Since employers care about nominal wages and employees care about real wages, this divergence is a child of our patchy urbanisation — we only have 52 cities with more than a million people relative to China’s 375 — and is killing migration. The Government vs Private faultline comes from the government paying too much at the bottom and too little at the top. Don’t take the huge number of overqualified people applying for entry level government jobs as a proxy for unemployment; most have jobs but are opting for the unbeatable combination of wage premium, job security and low accountability.
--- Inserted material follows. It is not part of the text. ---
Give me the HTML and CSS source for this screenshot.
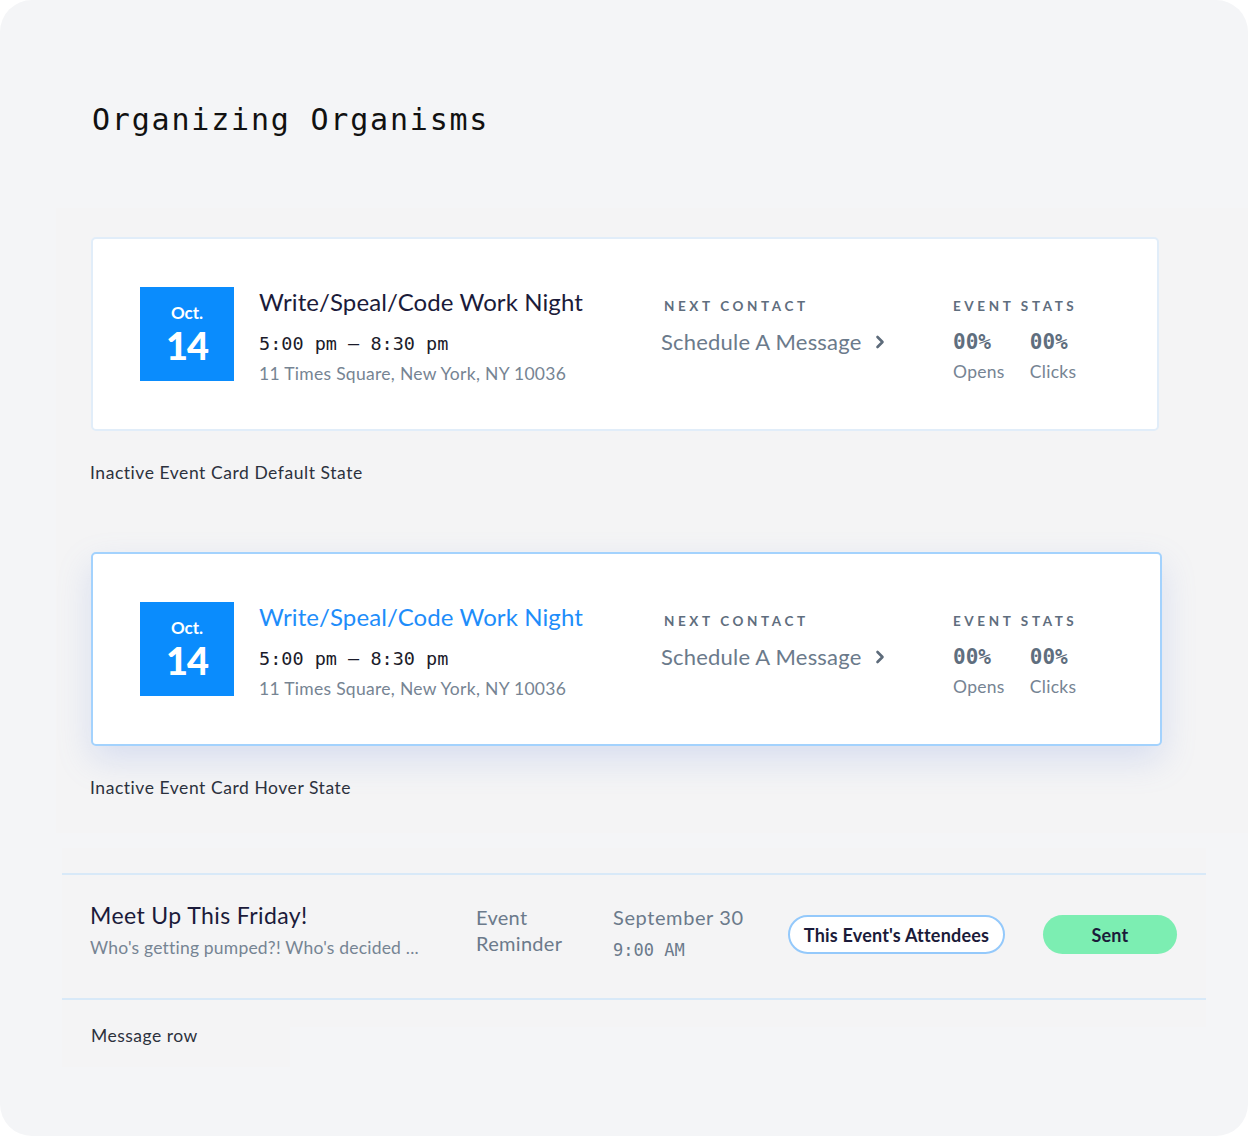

Any macro framework will be incomplete and tentative but the export manufacturing story for China arose because Deng Xiaoping skilled and was lucky; he caught a thirty-year supercycle of global growth, global openness to trade, and global deconstruction of manufacturing supply chains.
Harvard Economist Ricardo Hausmann suggests that the only predictor of sustained economic success is economic complexity and India is very complex. We make everything and do everything; we don’t always do it well or at scale. Make-in-India might just become Make-for-India; our $64 billion in FDI last year was concentrated in areas where domestic markets are getting to critical mass which means manufacturing could rise from 11% to 20% of our labour force. But the fastest growing jobs in the economy will continue to be sales, customer service and logistics.
Our battles are just starting; we need more and better cities. We need more formal enterprises. We need more non-farm jobs. And we need better human capital. We need urgent ease-of-doing business interventions; adopt the India stack (paperless, presenceless, cashless) for labour laws, create competition for goofy organization like EPFO and ESI, replace our 25+ numbers with a unique enterprise number, and move forward on a single labour code.
The Bhagwad Gita says, “We are not kept from our greatest goals by obstacles but clearer paths to lesser goals”. Jobs are easier to solve than wages. And they are a lesser goal.